Golden dorado are a “salmon shaped” fish, complete with adipose fins, large heads and huge mouths armed with many sharp teeth. While they bear no close relationship with true salmonids, they fill a similar, though usually warmer, niche. As the name implies they are golden, but only really on the underside and flanks. The name is appropriate as they usually repeatedly jump well clear of the water when hooked and their rich golden colour is then very evident. Their upper sides are silver with many black or dark spots. Females are larger than males and golden dorado can grow to a truly impressive 34 kilograms (75 lbs) at a length of 1.3 meters (57 in.) in a lifespan of up to 15 years. Adults feed almost exclusively on fish but, as top predators, they will opportunistically take anything including lizards, birds and rodents. They often migrate hundreds of kilometers upstream to spawn in summer and large females are reported to lay over two million eggs. They are usually solitary but aggregate before upstream migrations.

How to Catch?

The best means to target golden dorado depends on where you are fishing and what size specimens you are targeting but fly fishing is usually seen as the best sport option. Boats are essential in most large river, deep water situations to safely and efficiently access the right areas and may also be critically important to move through dense jungle up mountain streams.

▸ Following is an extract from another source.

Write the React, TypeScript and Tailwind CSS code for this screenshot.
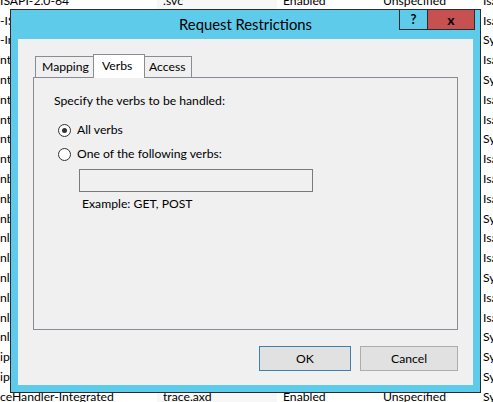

The best golden dorado experiences and memories, however, may be obtained by stalking on foot up mountain cascades to cast a fly, by sight, towards a very large, cruising fish that repeatedly explodes from the water on being hooked. Most golden dorado sport anglers use large, colourful flies. The mouths of the fish are hard cartilage and bone and striking as you would for a trout is a mistake. To hook a golden dorado the strike has to be quick and very firm, as it would be for the African tiger fish or most marine carangids. Golden dorado must be one of the very top priority species for any true fly fishing fanatic.